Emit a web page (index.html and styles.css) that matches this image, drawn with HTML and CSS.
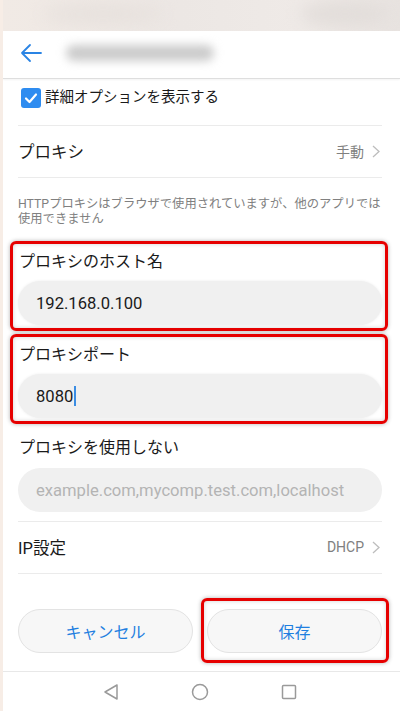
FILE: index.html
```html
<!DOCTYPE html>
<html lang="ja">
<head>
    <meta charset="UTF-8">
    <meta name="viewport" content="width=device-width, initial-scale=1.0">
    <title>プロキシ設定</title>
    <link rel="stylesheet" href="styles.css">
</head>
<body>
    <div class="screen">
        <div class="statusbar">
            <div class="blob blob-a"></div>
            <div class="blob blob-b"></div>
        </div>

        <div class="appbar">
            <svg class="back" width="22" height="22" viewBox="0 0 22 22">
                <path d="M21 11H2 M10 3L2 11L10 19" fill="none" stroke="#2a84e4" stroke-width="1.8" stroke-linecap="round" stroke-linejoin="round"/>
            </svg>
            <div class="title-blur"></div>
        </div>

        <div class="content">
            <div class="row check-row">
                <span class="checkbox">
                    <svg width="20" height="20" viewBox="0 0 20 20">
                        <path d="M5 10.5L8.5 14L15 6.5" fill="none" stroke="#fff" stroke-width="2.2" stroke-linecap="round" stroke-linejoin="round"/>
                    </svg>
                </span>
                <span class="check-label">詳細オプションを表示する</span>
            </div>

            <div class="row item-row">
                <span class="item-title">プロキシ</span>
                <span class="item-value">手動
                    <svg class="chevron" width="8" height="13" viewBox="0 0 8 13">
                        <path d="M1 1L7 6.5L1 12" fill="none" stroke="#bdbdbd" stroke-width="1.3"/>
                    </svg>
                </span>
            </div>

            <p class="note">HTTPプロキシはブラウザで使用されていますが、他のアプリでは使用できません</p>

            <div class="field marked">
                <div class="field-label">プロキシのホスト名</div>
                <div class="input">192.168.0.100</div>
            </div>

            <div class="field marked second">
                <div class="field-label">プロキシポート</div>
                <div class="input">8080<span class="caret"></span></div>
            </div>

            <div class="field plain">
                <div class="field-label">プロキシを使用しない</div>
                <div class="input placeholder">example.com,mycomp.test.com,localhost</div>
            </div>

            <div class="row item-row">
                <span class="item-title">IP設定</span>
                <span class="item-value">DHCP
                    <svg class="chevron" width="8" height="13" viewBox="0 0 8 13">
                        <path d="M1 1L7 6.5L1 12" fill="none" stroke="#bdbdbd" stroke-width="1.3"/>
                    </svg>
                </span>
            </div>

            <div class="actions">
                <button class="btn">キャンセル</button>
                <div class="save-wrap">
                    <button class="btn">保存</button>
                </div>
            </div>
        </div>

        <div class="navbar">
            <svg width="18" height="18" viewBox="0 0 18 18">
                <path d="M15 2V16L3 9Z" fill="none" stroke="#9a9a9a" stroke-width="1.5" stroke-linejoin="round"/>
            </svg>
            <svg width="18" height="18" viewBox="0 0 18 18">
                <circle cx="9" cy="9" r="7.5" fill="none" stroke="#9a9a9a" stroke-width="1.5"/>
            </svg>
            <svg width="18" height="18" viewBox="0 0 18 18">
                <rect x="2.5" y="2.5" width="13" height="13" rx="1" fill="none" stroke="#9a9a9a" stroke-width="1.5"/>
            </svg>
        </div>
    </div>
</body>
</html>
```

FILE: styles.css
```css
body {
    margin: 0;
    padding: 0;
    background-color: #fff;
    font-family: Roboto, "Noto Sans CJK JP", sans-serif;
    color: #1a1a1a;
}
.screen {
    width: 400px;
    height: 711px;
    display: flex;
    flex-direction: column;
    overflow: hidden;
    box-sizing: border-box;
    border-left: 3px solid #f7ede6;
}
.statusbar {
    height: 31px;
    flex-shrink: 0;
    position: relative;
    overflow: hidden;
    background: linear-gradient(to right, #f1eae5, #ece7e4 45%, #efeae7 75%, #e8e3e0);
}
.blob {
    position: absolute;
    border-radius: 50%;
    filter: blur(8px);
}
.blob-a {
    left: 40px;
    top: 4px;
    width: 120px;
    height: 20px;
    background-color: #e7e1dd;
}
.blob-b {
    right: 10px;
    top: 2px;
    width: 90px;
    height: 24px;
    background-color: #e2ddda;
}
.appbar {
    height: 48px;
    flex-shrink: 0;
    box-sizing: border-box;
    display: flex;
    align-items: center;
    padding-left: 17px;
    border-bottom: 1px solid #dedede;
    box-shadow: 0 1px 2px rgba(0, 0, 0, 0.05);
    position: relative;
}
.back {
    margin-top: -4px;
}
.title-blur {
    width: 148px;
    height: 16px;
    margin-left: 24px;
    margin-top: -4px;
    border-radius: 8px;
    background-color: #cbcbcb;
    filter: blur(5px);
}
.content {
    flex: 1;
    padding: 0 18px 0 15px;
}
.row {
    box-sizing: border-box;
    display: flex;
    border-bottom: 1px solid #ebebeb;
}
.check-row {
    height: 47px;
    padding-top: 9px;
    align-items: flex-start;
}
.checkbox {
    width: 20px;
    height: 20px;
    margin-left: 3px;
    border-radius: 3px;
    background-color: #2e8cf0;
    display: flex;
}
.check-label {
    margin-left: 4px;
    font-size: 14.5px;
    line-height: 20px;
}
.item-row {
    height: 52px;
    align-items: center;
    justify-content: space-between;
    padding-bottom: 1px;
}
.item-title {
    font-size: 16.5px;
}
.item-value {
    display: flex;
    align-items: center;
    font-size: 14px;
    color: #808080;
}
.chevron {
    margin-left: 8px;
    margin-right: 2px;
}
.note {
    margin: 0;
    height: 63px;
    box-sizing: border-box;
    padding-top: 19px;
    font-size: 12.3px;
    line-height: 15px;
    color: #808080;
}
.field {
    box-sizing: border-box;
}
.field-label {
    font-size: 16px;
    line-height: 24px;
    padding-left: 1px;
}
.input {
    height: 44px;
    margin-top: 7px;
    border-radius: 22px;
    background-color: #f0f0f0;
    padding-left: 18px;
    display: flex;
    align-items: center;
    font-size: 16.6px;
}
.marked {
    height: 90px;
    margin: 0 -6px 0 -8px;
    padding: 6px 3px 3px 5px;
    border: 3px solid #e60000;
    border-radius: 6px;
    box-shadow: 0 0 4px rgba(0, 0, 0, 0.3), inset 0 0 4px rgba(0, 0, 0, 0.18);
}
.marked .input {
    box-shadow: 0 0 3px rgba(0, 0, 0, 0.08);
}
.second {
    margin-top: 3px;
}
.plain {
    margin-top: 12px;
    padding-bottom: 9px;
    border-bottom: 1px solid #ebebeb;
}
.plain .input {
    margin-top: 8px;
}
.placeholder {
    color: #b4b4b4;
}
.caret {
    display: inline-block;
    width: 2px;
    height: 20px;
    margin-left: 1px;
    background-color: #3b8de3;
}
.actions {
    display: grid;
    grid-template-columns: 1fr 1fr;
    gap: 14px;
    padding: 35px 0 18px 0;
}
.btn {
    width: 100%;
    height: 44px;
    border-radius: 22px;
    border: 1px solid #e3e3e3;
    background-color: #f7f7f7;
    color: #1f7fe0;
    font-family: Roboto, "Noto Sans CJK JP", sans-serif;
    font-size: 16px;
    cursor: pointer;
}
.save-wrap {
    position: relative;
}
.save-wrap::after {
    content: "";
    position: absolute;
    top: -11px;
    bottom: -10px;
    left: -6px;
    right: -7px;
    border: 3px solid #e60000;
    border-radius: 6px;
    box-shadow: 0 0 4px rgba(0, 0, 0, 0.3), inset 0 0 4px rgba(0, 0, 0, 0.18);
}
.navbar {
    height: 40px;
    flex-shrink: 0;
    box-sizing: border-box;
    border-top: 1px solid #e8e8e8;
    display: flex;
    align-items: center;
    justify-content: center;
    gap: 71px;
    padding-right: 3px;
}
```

——

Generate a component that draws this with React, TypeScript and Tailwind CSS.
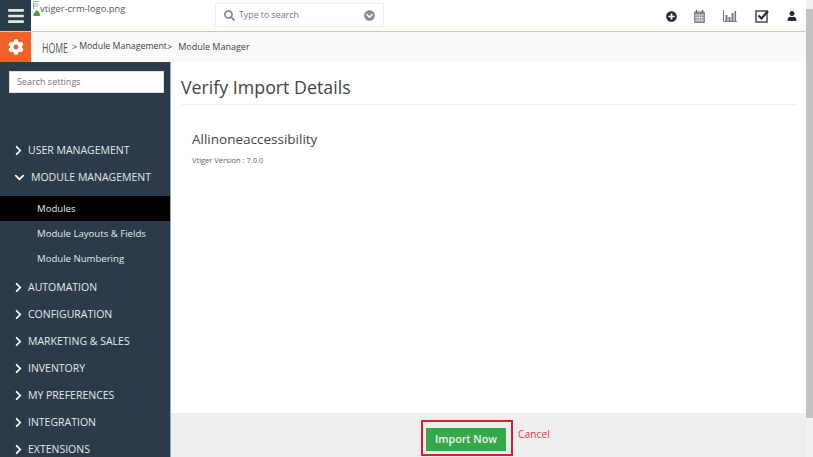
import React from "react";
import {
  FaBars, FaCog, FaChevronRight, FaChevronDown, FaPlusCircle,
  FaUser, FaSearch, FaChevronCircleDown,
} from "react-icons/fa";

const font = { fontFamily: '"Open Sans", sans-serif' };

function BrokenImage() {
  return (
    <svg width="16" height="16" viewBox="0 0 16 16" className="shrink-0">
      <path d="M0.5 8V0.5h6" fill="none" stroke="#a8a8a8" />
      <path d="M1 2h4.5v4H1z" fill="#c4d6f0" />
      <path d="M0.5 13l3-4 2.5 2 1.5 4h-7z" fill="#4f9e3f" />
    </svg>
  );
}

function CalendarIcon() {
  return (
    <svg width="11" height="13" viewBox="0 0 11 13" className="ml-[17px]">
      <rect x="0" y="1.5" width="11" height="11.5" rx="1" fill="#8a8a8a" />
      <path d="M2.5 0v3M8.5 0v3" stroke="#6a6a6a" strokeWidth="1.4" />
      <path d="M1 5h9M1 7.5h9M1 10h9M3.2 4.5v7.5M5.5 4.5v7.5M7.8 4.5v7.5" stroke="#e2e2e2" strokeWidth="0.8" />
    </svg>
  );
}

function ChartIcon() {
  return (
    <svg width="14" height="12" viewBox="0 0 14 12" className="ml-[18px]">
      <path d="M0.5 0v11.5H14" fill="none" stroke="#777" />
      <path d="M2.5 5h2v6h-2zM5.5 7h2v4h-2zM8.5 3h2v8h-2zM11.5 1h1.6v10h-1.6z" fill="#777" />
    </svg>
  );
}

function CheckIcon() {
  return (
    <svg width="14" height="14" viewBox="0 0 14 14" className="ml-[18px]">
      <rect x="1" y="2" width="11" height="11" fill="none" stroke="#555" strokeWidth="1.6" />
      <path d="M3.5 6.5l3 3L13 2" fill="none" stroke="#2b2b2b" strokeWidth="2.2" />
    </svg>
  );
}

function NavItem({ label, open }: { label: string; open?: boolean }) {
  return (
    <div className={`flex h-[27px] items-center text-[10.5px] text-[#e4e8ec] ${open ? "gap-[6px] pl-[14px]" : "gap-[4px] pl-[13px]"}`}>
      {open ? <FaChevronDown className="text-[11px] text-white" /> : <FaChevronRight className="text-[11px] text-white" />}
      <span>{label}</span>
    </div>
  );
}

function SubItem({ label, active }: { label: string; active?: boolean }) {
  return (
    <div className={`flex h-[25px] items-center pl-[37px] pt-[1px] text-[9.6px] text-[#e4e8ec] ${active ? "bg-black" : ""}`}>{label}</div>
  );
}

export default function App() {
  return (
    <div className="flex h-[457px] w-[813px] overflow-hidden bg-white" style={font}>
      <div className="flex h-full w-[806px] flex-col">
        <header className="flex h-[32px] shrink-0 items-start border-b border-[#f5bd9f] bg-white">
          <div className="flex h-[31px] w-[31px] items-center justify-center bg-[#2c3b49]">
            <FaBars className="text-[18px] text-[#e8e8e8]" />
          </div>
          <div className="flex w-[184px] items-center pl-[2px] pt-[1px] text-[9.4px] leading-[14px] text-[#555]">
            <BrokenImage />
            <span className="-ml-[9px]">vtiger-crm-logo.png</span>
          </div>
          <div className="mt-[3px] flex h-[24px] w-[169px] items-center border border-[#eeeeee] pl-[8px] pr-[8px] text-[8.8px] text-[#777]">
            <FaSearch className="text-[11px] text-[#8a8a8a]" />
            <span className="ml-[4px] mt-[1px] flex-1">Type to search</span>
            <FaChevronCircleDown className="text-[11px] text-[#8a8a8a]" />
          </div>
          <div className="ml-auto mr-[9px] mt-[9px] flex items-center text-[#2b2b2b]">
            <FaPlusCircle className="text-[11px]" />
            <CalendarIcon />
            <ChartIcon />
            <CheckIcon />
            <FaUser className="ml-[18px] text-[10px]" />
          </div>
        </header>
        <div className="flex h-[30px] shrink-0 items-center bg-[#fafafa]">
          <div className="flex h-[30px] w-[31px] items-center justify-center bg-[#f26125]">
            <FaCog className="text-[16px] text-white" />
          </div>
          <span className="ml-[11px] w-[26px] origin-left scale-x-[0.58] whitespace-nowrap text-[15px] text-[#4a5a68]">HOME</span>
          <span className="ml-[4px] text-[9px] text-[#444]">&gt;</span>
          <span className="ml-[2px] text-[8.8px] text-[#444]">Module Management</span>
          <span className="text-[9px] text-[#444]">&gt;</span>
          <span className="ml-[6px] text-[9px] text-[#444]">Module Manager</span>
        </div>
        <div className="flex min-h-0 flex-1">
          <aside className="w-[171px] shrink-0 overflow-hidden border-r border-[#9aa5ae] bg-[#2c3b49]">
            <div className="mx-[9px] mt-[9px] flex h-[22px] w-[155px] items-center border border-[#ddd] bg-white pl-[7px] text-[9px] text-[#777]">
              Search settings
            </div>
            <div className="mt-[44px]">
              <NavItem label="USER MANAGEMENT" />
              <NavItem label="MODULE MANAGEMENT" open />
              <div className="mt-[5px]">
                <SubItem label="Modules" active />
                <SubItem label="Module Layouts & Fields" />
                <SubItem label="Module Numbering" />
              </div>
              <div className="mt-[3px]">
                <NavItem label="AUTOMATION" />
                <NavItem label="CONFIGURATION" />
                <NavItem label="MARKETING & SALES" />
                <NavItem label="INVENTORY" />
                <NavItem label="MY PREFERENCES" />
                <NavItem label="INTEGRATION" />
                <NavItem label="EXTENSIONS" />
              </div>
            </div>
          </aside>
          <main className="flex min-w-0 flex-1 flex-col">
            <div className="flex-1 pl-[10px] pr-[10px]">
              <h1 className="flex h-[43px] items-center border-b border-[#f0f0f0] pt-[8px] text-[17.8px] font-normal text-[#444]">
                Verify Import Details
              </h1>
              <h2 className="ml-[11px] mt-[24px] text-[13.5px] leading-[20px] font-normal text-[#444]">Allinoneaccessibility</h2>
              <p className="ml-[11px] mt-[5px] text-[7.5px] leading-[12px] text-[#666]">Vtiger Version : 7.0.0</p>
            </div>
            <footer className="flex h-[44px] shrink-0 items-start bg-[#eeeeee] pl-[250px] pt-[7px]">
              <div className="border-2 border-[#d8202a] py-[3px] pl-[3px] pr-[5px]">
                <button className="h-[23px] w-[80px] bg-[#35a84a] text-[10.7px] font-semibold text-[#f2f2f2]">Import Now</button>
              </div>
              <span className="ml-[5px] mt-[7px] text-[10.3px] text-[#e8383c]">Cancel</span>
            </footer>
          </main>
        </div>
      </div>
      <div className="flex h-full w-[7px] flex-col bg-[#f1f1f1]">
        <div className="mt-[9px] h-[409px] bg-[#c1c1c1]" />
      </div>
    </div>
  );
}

——

Every line containing the string "this" must be listed.

Emit a web page (index.html and styles.css) that matches this image, drawn with HTML and CSS.
Generate a component that draws this with React, TypeScript and Tailwind CSS.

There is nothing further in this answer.